**Set exercise**
Scan the data below and pick out the lines containing the word "React".

**Given data**
>>>

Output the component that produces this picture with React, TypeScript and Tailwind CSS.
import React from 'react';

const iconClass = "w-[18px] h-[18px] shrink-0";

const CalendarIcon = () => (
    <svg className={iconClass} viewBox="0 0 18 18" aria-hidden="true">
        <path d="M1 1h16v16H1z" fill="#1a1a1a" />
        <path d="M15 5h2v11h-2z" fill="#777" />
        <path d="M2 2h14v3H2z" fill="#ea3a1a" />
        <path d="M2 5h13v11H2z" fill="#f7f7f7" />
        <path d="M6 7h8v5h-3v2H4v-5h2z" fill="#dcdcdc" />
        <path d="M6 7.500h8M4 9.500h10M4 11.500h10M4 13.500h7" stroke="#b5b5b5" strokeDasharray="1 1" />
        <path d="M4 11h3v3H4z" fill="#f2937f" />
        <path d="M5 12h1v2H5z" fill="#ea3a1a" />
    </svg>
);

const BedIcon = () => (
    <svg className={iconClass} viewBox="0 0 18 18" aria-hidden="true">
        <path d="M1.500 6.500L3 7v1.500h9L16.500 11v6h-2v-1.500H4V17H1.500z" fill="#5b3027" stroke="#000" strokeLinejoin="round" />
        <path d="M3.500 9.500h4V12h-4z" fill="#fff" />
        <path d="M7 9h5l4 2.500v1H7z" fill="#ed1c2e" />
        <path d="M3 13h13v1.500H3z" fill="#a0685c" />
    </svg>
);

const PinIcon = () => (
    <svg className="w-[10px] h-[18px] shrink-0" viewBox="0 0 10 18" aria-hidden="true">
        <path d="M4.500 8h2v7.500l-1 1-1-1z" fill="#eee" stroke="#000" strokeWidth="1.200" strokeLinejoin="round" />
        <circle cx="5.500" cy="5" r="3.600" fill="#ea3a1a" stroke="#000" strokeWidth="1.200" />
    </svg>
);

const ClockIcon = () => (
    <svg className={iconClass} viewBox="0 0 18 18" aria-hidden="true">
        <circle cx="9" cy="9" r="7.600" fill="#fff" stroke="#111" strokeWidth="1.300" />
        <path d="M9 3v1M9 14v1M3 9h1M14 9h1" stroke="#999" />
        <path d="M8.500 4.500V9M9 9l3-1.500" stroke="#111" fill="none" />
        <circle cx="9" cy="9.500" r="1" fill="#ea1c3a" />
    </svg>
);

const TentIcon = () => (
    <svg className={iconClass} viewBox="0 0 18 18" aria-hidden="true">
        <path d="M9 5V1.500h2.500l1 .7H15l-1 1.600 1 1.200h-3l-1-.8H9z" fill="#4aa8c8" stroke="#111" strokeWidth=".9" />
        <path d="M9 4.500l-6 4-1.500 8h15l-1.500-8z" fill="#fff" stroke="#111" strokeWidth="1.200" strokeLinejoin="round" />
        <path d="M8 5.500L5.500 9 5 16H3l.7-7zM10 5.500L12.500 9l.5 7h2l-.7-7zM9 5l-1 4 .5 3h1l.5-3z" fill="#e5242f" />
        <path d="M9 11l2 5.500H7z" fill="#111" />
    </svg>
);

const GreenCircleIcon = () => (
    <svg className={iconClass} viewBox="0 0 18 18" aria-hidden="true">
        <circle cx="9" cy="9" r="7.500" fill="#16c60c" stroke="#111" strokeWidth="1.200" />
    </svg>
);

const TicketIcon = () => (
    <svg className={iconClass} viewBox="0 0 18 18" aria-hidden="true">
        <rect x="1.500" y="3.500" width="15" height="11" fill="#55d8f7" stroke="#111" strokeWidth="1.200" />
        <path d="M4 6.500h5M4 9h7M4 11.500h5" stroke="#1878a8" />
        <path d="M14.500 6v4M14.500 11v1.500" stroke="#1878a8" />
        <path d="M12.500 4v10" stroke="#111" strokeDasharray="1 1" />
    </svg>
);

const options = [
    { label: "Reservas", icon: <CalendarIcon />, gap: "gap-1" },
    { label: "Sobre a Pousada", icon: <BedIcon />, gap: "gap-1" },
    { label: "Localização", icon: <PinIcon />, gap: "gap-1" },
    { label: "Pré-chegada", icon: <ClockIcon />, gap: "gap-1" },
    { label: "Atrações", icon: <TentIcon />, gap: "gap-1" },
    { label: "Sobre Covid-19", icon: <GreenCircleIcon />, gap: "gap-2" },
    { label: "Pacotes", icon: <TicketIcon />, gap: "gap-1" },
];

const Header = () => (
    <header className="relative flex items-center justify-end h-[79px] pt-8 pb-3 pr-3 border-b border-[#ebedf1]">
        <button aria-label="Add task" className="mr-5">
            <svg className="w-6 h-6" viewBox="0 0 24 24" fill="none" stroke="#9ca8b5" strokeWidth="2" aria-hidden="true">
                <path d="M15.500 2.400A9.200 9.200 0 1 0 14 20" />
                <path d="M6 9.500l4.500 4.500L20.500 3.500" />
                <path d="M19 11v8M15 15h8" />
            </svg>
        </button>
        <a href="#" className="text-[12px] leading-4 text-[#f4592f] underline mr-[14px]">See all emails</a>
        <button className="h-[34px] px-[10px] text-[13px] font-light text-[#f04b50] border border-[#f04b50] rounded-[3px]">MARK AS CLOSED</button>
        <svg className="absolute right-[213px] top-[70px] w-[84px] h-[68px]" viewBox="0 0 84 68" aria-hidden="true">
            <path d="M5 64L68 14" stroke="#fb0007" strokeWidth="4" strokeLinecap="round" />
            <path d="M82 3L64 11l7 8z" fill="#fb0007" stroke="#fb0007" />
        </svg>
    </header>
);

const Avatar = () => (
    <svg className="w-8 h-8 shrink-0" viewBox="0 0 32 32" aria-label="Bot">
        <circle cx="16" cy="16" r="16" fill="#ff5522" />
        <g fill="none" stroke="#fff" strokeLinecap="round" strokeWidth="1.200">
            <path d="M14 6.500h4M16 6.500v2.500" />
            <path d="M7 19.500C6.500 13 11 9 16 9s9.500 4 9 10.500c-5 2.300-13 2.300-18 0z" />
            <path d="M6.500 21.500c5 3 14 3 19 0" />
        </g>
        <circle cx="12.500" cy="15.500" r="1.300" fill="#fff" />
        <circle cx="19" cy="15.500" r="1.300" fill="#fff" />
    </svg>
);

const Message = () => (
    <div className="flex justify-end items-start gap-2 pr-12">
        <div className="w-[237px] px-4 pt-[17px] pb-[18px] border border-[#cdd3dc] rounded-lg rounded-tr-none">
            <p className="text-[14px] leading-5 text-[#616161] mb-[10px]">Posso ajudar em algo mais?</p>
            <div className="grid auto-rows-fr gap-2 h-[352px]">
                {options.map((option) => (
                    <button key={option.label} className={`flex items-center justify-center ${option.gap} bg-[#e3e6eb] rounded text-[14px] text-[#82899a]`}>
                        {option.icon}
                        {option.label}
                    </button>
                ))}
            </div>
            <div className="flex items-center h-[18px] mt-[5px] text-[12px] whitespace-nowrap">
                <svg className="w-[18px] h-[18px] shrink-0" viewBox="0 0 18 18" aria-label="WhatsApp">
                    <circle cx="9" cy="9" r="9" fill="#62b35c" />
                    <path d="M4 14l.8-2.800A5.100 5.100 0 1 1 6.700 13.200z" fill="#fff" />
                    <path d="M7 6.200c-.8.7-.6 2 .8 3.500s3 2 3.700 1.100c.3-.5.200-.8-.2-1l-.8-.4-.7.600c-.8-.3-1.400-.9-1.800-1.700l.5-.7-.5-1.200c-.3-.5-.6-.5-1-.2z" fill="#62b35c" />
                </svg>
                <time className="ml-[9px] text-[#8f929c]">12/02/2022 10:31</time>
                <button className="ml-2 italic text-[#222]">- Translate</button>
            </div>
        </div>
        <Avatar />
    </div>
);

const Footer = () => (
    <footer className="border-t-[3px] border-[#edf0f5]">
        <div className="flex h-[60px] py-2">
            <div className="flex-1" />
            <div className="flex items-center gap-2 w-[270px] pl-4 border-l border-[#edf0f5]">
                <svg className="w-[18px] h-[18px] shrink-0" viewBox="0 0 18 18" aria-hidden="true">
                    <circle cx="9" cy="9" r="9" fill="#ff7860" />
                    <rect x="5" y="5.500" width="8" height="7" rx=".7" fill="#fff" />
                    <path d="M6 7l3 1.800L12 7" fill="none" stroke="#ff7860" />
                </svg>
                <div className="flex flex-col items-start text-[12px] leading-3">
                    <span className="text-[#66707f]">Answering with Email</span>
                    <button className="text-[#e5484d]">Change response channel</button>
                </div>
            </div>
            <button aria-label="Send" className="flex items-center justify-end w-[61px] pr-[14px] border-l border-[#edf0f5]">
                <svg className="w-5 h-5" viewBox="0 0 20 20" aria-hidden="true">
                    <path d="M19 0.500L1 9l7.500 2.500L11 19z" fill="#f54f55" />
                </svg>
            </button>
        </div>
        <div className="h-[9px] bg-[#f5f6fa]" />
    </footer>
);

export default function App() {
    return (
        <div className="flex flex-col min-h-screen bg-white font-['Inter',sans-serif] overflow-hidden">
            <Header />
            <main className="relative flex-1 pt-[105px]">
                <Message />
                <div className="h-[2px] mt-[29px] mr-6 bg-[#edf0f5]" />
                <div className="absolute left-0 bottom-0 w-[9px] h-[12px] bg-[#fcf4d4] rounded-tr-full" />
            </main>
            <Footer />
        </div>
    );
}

<<<

**Solution to this exercise**
Output the component that produces this picture with React, TypeScript and Tailwind CSS.
import React from 'react';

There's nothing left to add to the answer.